Caso Giacino. La difesa contrattacca e prova a smantellare l'ipotesi dell'accusa

I legali dell'ex vicesindaco e dell'avvocato Alessandra Lodi obiettano sugli elementi forniti dall'imprenditore legnaghese affermando che ci sarebbero "numerose incongruenze intrinseche ed estrinseche. Troppe"

Prosegue il processo che vede coinvolto Vito Giacino e la moglie Alessandra Lodi. Nella giornata di ieri, la difesa dei due imputati ha provato a smantellare le accuse basate sugli elementi forniti dall'imprenditore legnaghese, concentrandosi sulle "numerose incongruenze intrinseche ed estrinseche. Troppe". 

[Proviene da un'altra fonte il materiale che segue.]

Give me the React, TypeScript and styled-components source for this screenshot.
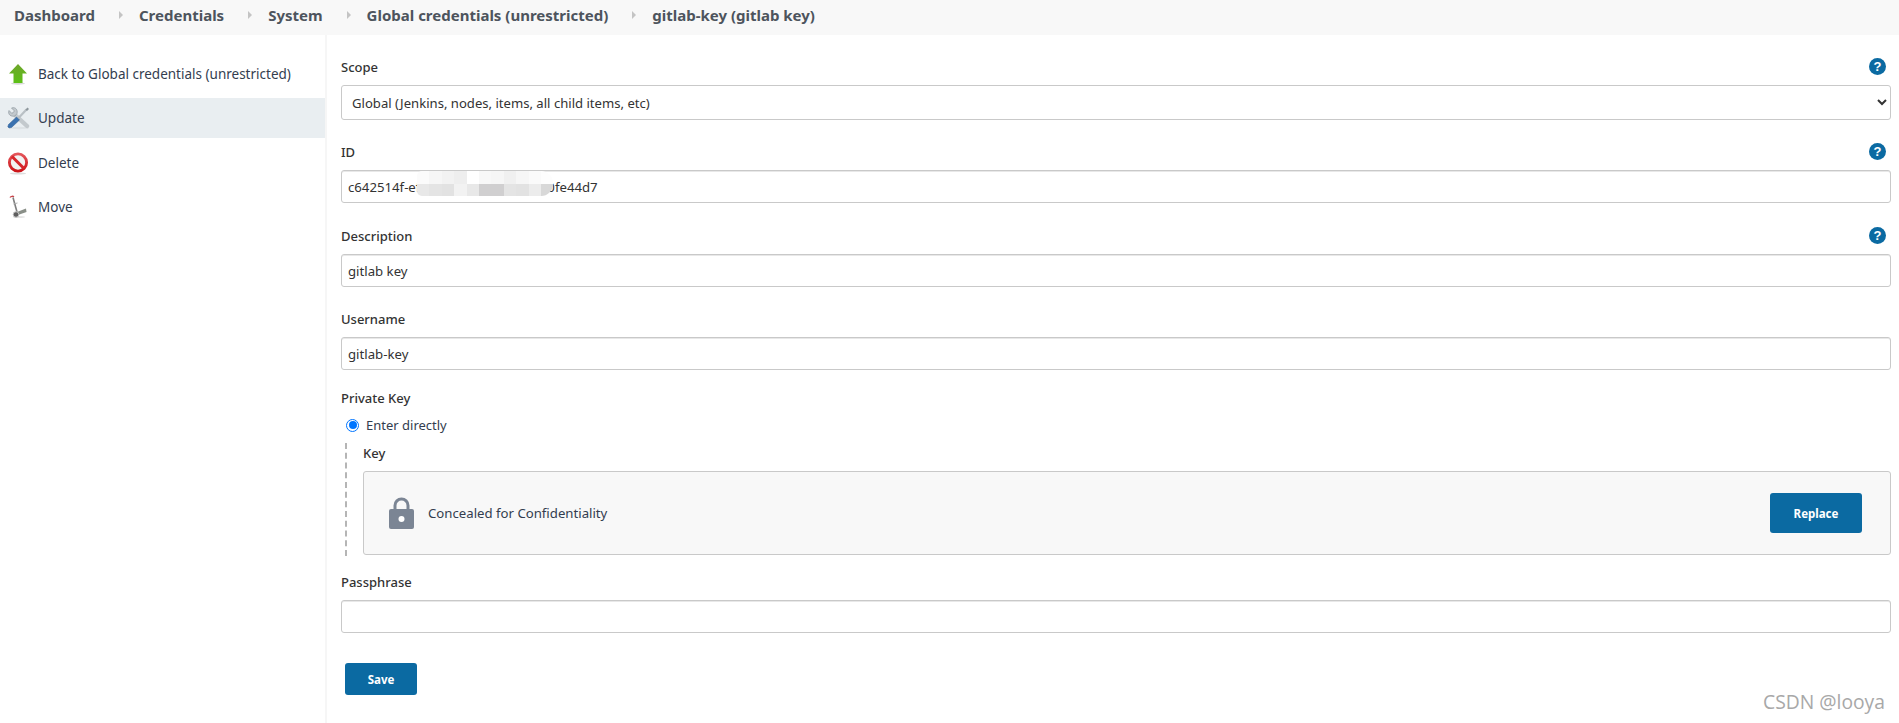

Il tentativo di smantellare l'accusa parte dalla mole di telefonate e messaggi tra la Lodi e il costruttore, raccolti in due anni dagli inquirenti. La difesa infatti sottolinea come fosse sempre l'imprenditore a chiamare e come "in nessuna delle telefonate intercettate si pronuncia la parola denaro, non c'è un colloquio nè un sms in cui si descrive un'attività di pagamento". I contatti fra i due sono 994 e gli avvocati della coppia incriminata, analizzando un periodo preciso di 76 contatti complessivi, hanno voluto mettere in evidenza come solo 16 di questi siano partiti dal cellulare dell'imputata: "Un comportamento contrario a quanto si ipotizza: solitamente è chi 'pressa' che contatta insistentemente la vittima". 

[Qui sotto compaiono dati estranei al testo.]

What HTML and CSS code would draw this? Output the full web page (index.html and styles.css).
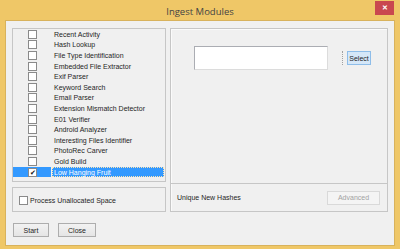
FILE: index.html
```html
<!DOCTYPE html>
<html lang="en">
<head>
    <meta charset="UTF-8">
    <title>Ingest Modules</title>
    <link rel="stylesheet" href="styles.css">
</head>
<body>
    <div class="window">
        <div class="titlebar">
            <span class="title">Ingest Modules</span>
            <span class="close">&#x2715;</span>
        </div>
        <div class="client">
            <div class="panes">
                <div class="left-col">
                    <ul class="module-list">
                        <li class="row"><span class="cell-check"><span class="chk"></span></span><span class="cell-name">Recent Activity</span></li>
                        <li class="row"><span class="cell-check"><span class="chk"></span></span><span class="cell-name">Hash Lookup</span></li>
                        <li class="row"><span class="cell-check"><span class="chk"></span></span><span class="cell-name">File Type Identification</span></li>
                        <li class="row"><span class="cell-check"><span class="chk"></span></span><span class="cell-name">Embedded File Extractor</span></li>
                        <li class="row"><span class="cell-check"><span class="chk"></span></span><span class="cell-name">Exif Parser</span></li>
                        <li class="row"><span class="cell-check"><span class="chk"></span></span><span class="cell-name">Keyword Search</span></li>
                        <li class="row"><span class="cell-check"><span class="chk"></span></span><span class="cell-name">Email Parser</span></li>
                        <li class="row"><span class="cell-check"><span class="chk"></span></span><span class="cell-name">Extension Mismatch Detector</span></li>
                        <li class="row"><span class="cell-check"><span class="chk"></span></span><span class="cell-name">E01 Verifier</span></li>
                        <li class="row"><span class="cell-check"><span class="chk"></span></span><span class="cell-name">Android Analyzer</span></li>
                        <li class="row"><span class="cell-check"><span class="chk"></span></span><span class="cell-name">Interesting Files Identifier</span></li>
                        <li class="row"><span class="cell-check"><span class="chk"></span></span><span class="cell-name">PhotoRec Carver</span></li>
                        <li class="row"><span class="cell-check"><span class="chk"></span></span><span class="cell-name">Gold Build</span></li>
                        <li class="row selected"><span class="cell-check"><span class="chk checked">&#x2714;</span></span><span class="cell-name">Low Hanging Fruit</span></li>
                    </ul>
                    <div class="unalloc">
                        <span class="chk"></span>
                        <span>Process Unallocated Space</span>
                    </div>
                </div>
                <div class="settings">
                    <div class="settings-top">
                        <div class="text-field"></div>
                        <span class="grip"></span>
                        <span class="btn btn-select">Select</span>
                    </div>
                    <div class="settings-bottom">
                        <span>Unique New Hashes</span>
                        <span class="btn btn-disabled">Advanced</span>
                    </div>
                </div>
            </div>
            <div class="actions">
                <span class="btn btn-start">Start</span>
                <span class="btn btn-close">Close</span>
            </div>
        </div>
    </div>
</body>
</html>
```
FILE: styles.css
```css
* {
    margin: 0;
    padding: 0;
    box-sizing: border-box;
}

body {
    background: #fff;
    font-family: 'Liberation Sans', Arial, sans-serif;
    font-size: 7px;
    color: #1e1e1e;
}

.window {
    width: 400px;
    height: 249px;
    background: #efc767;
    padding: 0 5px 3px;
    display: flex;
    flex-direction: column;
}

.titlebar {
    height: 20px;
    display: flex;
    align-items: center;
    justify-content: center;
    position: relative;
}

.title {
    font-family: 'Open Sans', sans-serif;
    font-size: 9.5px;
    color: #444;
    margin-top: 3px;
}

.close {
    position: absolute;
    right: 1px;
    top: 1px;
    width: 19px;
    height: 14px;
    background: #c9484f;
    color: #fff;
    font-size: 7px;
    font-weight: bold;
    display: flex;
    align-items: center;
    justify-content: center;
}

.client {
    flex: 1;
    background: #f0f0f0;
    border: 1px solid #d8b25c;
    padding: 7px 6px 0;
}

.panes {
    display: flex;
    gap: 4px;
    height: 184px;
}

.left-col {
    width: 154px;
    display: flex;
    flex-direction: column;
    gap: 5px;
}

.module-list {
    list-style: none;
    height: 154px;
    border: 1px solid #c6c6c6;
    background: #f0f0f0;
}

.row {
    display: flex;
    height: 10.6px;
    align-items: center;
}

.cell-check {
    width: 38px;
    height: 100%;
    display: flex;
    align-items: center;
    padding-left: 15px;
}

.cell-name {
    flex: 1;
    height: 100%;
    margin: 0 1px;
    padding-left: 1px;
    display: flex;
    align-items: center;
    white-space: nowrap;
    border: 1px dotted transparent;
}

.chk {
    width: 9px;
    height: 9px;
    border: 1px solid #8a8a8a;
    background: #fff;
    display: inline-flex;
    align-items: center;
    justify-content: center;
    font-size: 7px;
    line-height: 1;
    color: #111;
}

.selected .cell-check,
.selected .cell-name {
    background: #3399ff;
}

.selected .cell-name {
    color: #fff;
    border-color: #ffe4b0;
}

.unalloc {
    height: 25px;
    border: 1px solid #c6c6c6;
    display: flex;
    align-items: center;
    gap: 2px;
    padding-left: 6px;
    padding-top: 1px;
}

.settings {
    flex: 1;
    border: 1px solid #c6c6c6;
    box-shadow: inset 1px 1px 0 #fafafa;
    display: flex;
    flex-direction: column;
}

.settings-top {
    height: 155px;
    border-bottom: 1px solid #c6c6c6;
    display: flex;
    align-items: flex-start;
    padding: 17px 0 0 23px;
}

.text-field {
    width: 134px;
    height: 24px;
    background: #fff;
    border: 1px solid #abadb3;
    border-right-color: #dcdcdc;
    border-bottom-color: #dcdcdc;
}

.grip {
    width: 1px;
    height: 14px;
    margin: 5px 0 0 14px;
    border-left: 1px dotted #a0a0a0;
}

.btn {
    height: 14px;
    display: flex;
    align-items: center;
    justify-content: center;
    border: 1px solid #adadad;
    background: linear-gradient(#f2f2f2, #e5e5e5);
    color: #1e1e1e;
}

.btn-select {
    width: 24px;
    margin: 5px 0 0 4px;
    background: #d5e7f8;
    border-color: #8ebde9;
}

.settings-bottom {
    flex: 1;
    display: flex;
    align-items: center;
    justify-content: space-between;
    padding: 0 7px 0 6px;
}

.btn-disabled {
    width: 53px;
    background: #f4f4f4;
    border-color: #d9d9d9;
    color: #a2a2a2;
}

.actions {
    display: flex;
    gap: 9px;
    margin-top: 11px;
    padding-left: 1px;
}

.btn-start {
    width: 36px;
}

.btn-close {
    width: 38px;
}
```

La ricostruzione difensiva continua poi col mettere sotto esame i viaggi dell'ex vicesindaco. "Erano zingarate», aveva afferamto Giacino senza mai negare di averli fatti. "Erano viaggi che Giacino pretendeva avvenissero lontano da occhi indiscreti per concordare le modalità di pagamento delle mazzette", sostiene invece il pm Zanotti. L'ipotesi difensiva sostiene che se i viaggi servivano a concordare la maxi tangente sul piano degli interventi (quella da un milione e 200mila euro di cui venne versato un anticipo di 100mila euro) il politico avrebbe dovuto portare con sè incartamenti e schede. Per farlo però avrebbe dovuto chiedere i documenti in Comune, lasciando dietro di sè tracce che non sarebbero state trovate. 

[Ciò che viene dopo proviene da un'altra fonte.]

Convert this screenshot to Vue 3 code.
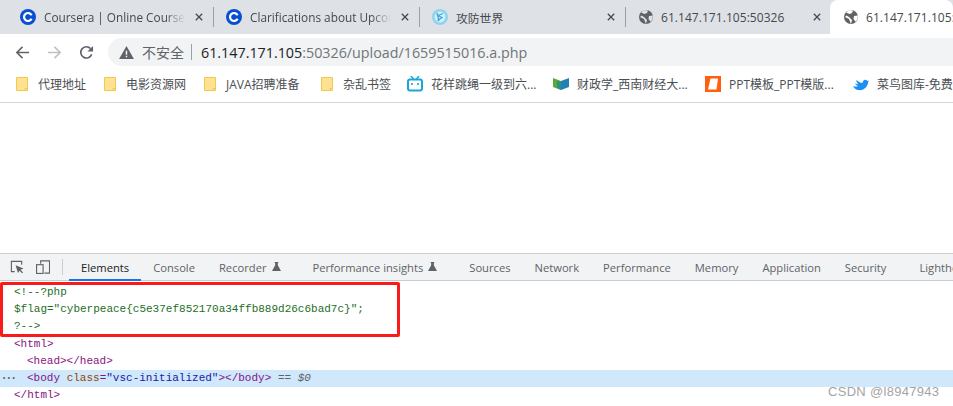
<script setup>
const tabs = [
  { title: 'Coursera | Online Courses & Credentials', icon: 'c' },
  { title: 'Clarifications about Upcoming', icon: 'c' },
  { title: '攻防世界', icon: 'w' },
  { title: '61.147.171.105:50326', icon: 'g' },
]
const marks = [
  { text: '代理地址', icon: 'folder', cls: 'm1' },
  { text: '电影资源网', icon: 'folder', cls: 'm2' },
  { text: 'JAVA招聘准备', icon: 'folder', cls: 'm3' },
  { text: '杂乱书签', icon: 'folder', cls: 'm4' },
  { text: '花样跳绳一级到六...', icon: 'tv', cls: 'm5' },
  { text: '财政学_西南财经大...', icon: 'book', cls: 'm6' },
  { text: 'PPT模板_PPT模版...', icon: 'ppt', cls: 'm7' },
  { text: '菜鸟图库-免费', icon: 'bird', cls: 'm8' },
]
const dtabs = [
  { t: 'Elements', active: true },
  { t: 'Console' },
  { t: 'Recorder', flask: true },
  { t: 'Performance insights', flask: true },
  { t: 'Sources' },
  { t: 'Network' },
  { t: 'Performance' },
  { t: 'Memory' },
  { t: 'Application' },
  { t: 'Security' },
  { t: 'Lighthouse', last: true },
]
</script>

<template>
  <div class="page">
    <div class="tabstrip">
      <div v-for="(t, i) in tabs" :key="i" class="tab">
        <svg v-if="t.icon === 'c'" class="fav" viewBox="0 0 16 16"><circle cx="8" cy="8" r="8" fill="#0a4fd0"/><path d="M11.600 6.200A4 4 0 1 0 11.600 9.800" fill="none" stroke="#fff" stroke-width="2.200"/></svg>
        <svg v-else-if="t.icon === 'w'" class="fav" viewBox="0 0 16 16"><circle cx="8" cy="8" r="8" fill="#8fd3ee"/><circle cx="8" cy="8" r="5.400" fill="#d5f0f9"/><path d="M11 4.500 6 6.500l4 2-4.500 3M5 4l2 8" fill="none" stroke="#3ca9d8" stroke-width="1.300"/></svg>
        <svg v-else class="fav" viewBox="0 0 16 16"><circle cx="8" cy="8" r="7" fill="#5f6368"/><path d="M3 3.500 6.500 5 9 4l1-2.600L6 1zM2 8l4 2 1 2.500L8 15 9 11 6 8 3.500 6.500zM11 7l3.800-.5-.3 4-2 2.200L10.500 10z" fill="#dee1e6"/></svg>
        <span class="tab-title" :class="{ fade: i < 2, num: i === 3 }">{{ t.title }}</span>
        <svg class="close" viewBox="0 0 10 10"><path d="M1 1l8 8M9 1l-8 8" stroke="#45494d" stroke-width="1.600"/></svg>
      </div>
      <div class="tab active">
        <svg class="fav" viewBox="0 0 16 16"><circle cx="8" cy="8" r="7" fill="#5f6368"/><path d="M3 3.500 6.500 5 9 4l1-2.600L6 1zM2 8l4 2 1 2.500L8 15 9 11 6 8 3.500 6.500zM11 7l3.800-.5-.3 4-2 2.200L10.500 10z" fill="#fff"/></svg>
        <span class="tab-title num">61.147.171.105:50326/upload</span>
      </div>
    </div>

    <div class="toolbar">
      <svg class="nav" viewBox="0 0 16 16"><path d="M15 8H2M8 2 2 8l6 6" fill="none" stroke="#5f6368" stroke-width="1.700"/></svg>
      <svg class="nav" viewBox="0 0 16 16"><path d="M1 8h13M8 2l6 6-6 6" fill="none" stroke="#bdc1c6" stroke-width="1.700"/></svg>
      <svg class="nav" viewBox="0 0 16 16"><path d="M13.500 10A6 6 0 1 1 12.300 3.800" fill="none" stroke="#5f6368" stroke-width="1.800"/><path d="M15 1v6H9z" fill="#5f6368"/></svg>
      <div class="omni">
        <svg class="warn" viewBox="0 0 16 14"><path d="M8 0 16 14H0z" fill="#5f6368"/><path d="M7.200 5h1.600v4.500H7.200zM7.200 10.500h1.600v1.600H7.200z" fill="#f1f3f4"/></svg>
        <span class="insecure">不安全</span>
        <span class="divider"></span>
        <span class="url"><b>61.147.171.105</b>:50326/upload/1659515016.a.php</span>
      </div>
    </div>

    <div class="bookmarks">
      <div v-for="m in marks" :key="m.text" class="mark" :class="m.cls">
        <svg v-if="m.icon === 'folder'" class="mk-ico" viewBox="0 0 12 14"><path d="M.5.500h11v13H.5z" fill="#fde293" stroke="#f2c94c"/><path d="M9 13.500v-2h2.500" fill="none" stroke="#f2c94c"/></svg>
        <svg v-else-if="m.icon === 'tv'" class="mk-ico wide" viewBox="0 0 16 16"><path d="M4 0l2.500 3M12 0 9.500 3" stroke="#18a6dc" stroke-width="1.500"/><rect x="1" y="3.500" width="14" height="11" rx="2" fill="#fff" stroke="#18a6dc" stroke-width="2"/><path d="M5 7v2M11 7v2" stroke="#18a6dc" stroke-width="1.600"/></svg>
        <svg v-else-if="m.icon === 'book'" class="mk-ico wide" viewBox="0 0 16 14"><path d="M0 1l8 3v9L0 10z" fill="#5aa83c"/><path d="M8 4l8-3v9l-8 3z" fill="#2180b4"/><path d="M4 4l4 1v8l-4-2z" fill="#2e8f84"/></svg>
        <svg v-else-if="m.icon === 'ppt'" class="mk-ico wide" viewBox="0 0 16 16"><rect width="16" height="16" fill="#ff5f0f"/><path d="M5.500 2.500H13l-1.500 11H3z" fill="#fff"/></svg>
        <svg v-else class="mk-ico wide" viewBox="0 0 16 14"><path d="M0 9c3 1 4 .5 5 0C3.500 8.500 2.500 7.500 2 6.500c2 1 3 .5 3 .5C4 6 3 4 3.500 3c2 2 4 3 6 3 0-3 3-4.500 5-2l1.500-.5-1 2C15 9 11 14 5.500 13 3 13 1 11 0 9z" fill="#1d8ff2"/></svg>
        <span class="mk-text">{{ m.text }}</span>
      </div>
    </div>

    <div class="viewport"></div>

    <div class="devtools">
      <div class="dt-bar">
        <svg class="dt-ico" viewBox="0 0 15 15"><path d="M5 12.500H1.500v-11h11V5" fill="none" stroke="#5f6368" stroke-width="1.200"/><path d="M6 5.500 14.500 9 11.300 10.400 14 13.300 13 14.300 10.300 11.400 8.500 14z" fill="#5f6368"/></svg>
        <svg class="dt-ico device" viewBox="0 0 15 15"><path d="M5 4V1h9.500v13H9" fill="none" stroke="#5f6368" stroke-width="1.200"/><rect x=".6" y="5" width="7" height="9.400" fill="none" stroke="#5f6368" stroke-width="1.200"/></svg>
        <span class="dt-sep"></span>
        <div class="dt-tabs">
          <div v-for="d in dtabs" :key="d.t" class="dt-tab" :class="{ on: d.active, last: d.last, lab: d.flask }">
            <span>{{ d.t }}</span>
            <svg v-if="d.flask" class="flask" viewBox="0 0 10 10"><path d="M3 0h4v1H6.500v2.500L10 10H0L3.500 3.500V1H3z" fill="#5f6368"/></svg>
          </div>
        </div>
      </div>
      <div class="dom">
        <div class="line l1"><span class="cm">&lt;!--?php</span></div>
        <div class="line l1"><span class="cm">$flag="cyberpeace{c5e37ef852170a34ffb889d26c6bad7c}";</span></div>
        <div class="line l1"><span class="cm">?--&gt;</span></div>
        <div class="line l1"><span class="tg">&lt;html&gt;</span></div>
        <div class="line l2"><span class="tg">&lt;head&gt;&lt;/head&gt;</span></div>
        <div class="line l2 sel"><span class="dots">•••</span><span class="tg">&lt;body</span> <span class="an">class</span><span class="tg">=</span><span class="av">"vsc-initialized"</span><span class="tg">&gt;&lt;/body&gt;</span> <span class="eq">== <i>$0</i></span></div>
        <div class="line l1"><span class="tg">&lt;/html&gt;</span></div>
        <div class="redbox"></div>
        <div class="mark-csdn">CSDN @l8947943</div>
      </div>
    </div>
  </div>
</template>

<style>
html, body { margin: 0; background: #fff; overflow: hidden; }
</style>

<style scoped>
.page {
  width: 953px; height: 406px; overflow: hidden; display: flex; flex-direction: column;
  font-family: "Open Sans", "Noto Sans CJK SC", sans-serif; background: #fff;
}
.tabstrip { height: 34px; flex: none; background: #dee1e6; display: flex; padding-left: 8px; box-sizing: border-box; }
.tab {
  width: 206px; flex: none; box-sizing: border-box; display: flex; align-items: center;
  padding: 0 9px 0 12px; position: relative;
}
.tab:not(:nth-child(4)):not(.active)::after {
  content: ""; position: absolute; right: 0; top: 7px; height: 20px; width: 1px; background: #9aa0a6;
}
.tab.active { background: #fff; border-radius: 8px 8px 0 0; margin-left: -2px; width: 123px; padding-left: 13px; padding-right: 0; }
.fav { width: 16px; height: 16px; flex: none; margin-right: 8px; }
.tab:nth-child(4) .fav, .tab.active .fav { margin-right: 7px; }
.tab-title { flex: 1; white-space: nowrap; overflow: hidden; font-size: 11.800px; color: #45494d; }
.tab-title.num { font-size: 12px; letter-spacing: .05px; }
.tab-title.fade { -webkit-mask-image: linear-gradient(90deg, #000 86%, transparent 100%); mask-image: linear-gradient(90deg, #000 86%, transparent 100%); }
.close { width: 8px; height: 8px; flex: none; margin-left: 10px; margin-right: 2px; }

.toolbar { height: 32px; flex: none; display: flex; align-items: flex-end; padding-left: 15px; box-sizing: border-box; }
.nav { width: 15px; height: 15px; margin-right: 17px; align-self: center; margin-top: 4px; flex: none; }
.nav:nth-child(3) { margin-right: 14px; }
.omni { width: 860px; height: 28px; background: #f1f3f4; border-radius: 14px 0 0 14px; display: flex; align-items: center; padding-left: 11px; box-sizing: border-box; }
.warn { width: 15px; height: 13px; margin-right: 8px; flex: none; }
.insecure { font-size: 14px; color: #5f6368; }
.divider { width: 1px; height: 16px; background: #9aa0a6; margin: 0 9px 0 7px; }
.url { font-size: 14.300px; color: #70757a; white-space: nowrap; font-family: "Open Sans", sans-serif; }
.url b { font-weight: 400; color: #202124; }

.bookmarks { height: 37px; flex: none; display: flex; align-items: center; padding-left: 16px; box-sizing: border-box; border-bottom: 1px solid #d5d6d8; white-space: nowrap; }
.mark { display: flex; align-items: center; flex: none; font-size: 12px; color: #4a4e52; }
.mk-ico { width: 12px; height: 14px; margin-right: 10px; flex: none; }
.mk-ico.wide { width: 16px; height: 16px; margin-right: 8px; }
.m1 { width: 88px; } .m2 { width: 100px; } .m3 { width: 117px; } .m4 { width: 86px; }
.m5 { width: 146px; } .m6 { width: 152px; } .m7 { width: 148px; } .m8 { width: 110px; }

.viewport { height: 150px; flex: none; }

.devtools { flex: 1; display: flex; flex-direction: column; min-height: 0; }
.dt-bar { height: 28px; flex: none; box-sizing: border-box; background: #f1f3f4; border-top: 1px solid #cbcdd1; border-bottom: 1px solid #cbcdd1; display: flex; align-items: center; padding-left: 10px; white-space: nowrap; }
.dt-ico { width: 14px; height: 14px; flex: none; margin-right: 12px; }
.dt-sep { width: 1px; height: 16px; background: #cbcdd1; flex: none; margin-right: 6px; }
.dt-tabs { display: flex; height: 100%; }
.dt-tab { padding: 0 12px; height: 100%; box-sizing: border-box; display: flex; align-items: center; font-size: 11.200px; color: #5f6368; position: relative; }
.dt-tab.lab { padding-right: 20px; }
.dt-tab.on { color: #202124; }
.dt-tab.on::after { content: ""; position: absolute; left: 0; right: 0; bottom: -1px; height: 2px; background: #1a73e8; }
.dt-tab.last { margin-left: 9px; }
.flask { width: 9px; height: 9px; margin-left: 5px; margin-top: -2px; }

.dom { position: relative; flex: 1; padding-top: 3px; font-family: "Liberation Mono", monospace; font-size: 11px; overflow: hidden; }
.line { height: 17.200px; line-height: 17.200px; white-space: pre; position: relative; }
.l1 { padding-left: 14px; } .l2 { padding-left: 27px; }
.cm { color: #236e25; }
.tg { color: #881280; }
.an { color: #994500; }
.av { color: #1a1aa6; }
.eq { color: #5f6368; }
.sel { background: #cfe8fc; }
.dots { position: absolute; left: 2px; color: #5f6368; font-size: 7px; letter-spacing: .5px; }
.redbox { position: absolute; left: 0; top: 1px; width: 400px; height: 55px; box-sizing: border-box; border: 3px solid #f91a1a; border-radius: 2px; }
.mark-csdn { position: absolute; left: 828px; top: 103px; font-family: "Liberation Sans", sans-serif; font-size: 13px; letter-spacing: .3px; color: #a4a4a4; }
</style>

Ciò che rende particolarmente pesante l'accusa a carico di Vito Giacino, è il contante che l'imprenditore avrebbe consegnato direttamente in più occasioni ma secondo l'obiezione dei legali due imputati l'imprenditore aveva giustificato la provvista di denaro con vendite in nero precedenti all'affare Ater: "Era persona offesa ma in quell'occasione fu effettuata la perquisizione anche a casa di Leardini, negli uffici e in ogni luogo di sua pertinenza: la Guardia di Finanza controllò ogni cosa, dalle cassette di sicurezza alla cassaforte, non c'era traccia di contante e l'imprenditore a verbale disse che aveva chiesto un prestito ai familiari".
Secondo l'avvocato di Alessandra Lodi poi, le parcelle contestate sarebbero state tutto frutto del lavoro normalmente eseguito dalla donna: "Nulla è fittizio. In realtà ci sono pratiche non ancora pagate. Non solo, le parcelle erano congrue".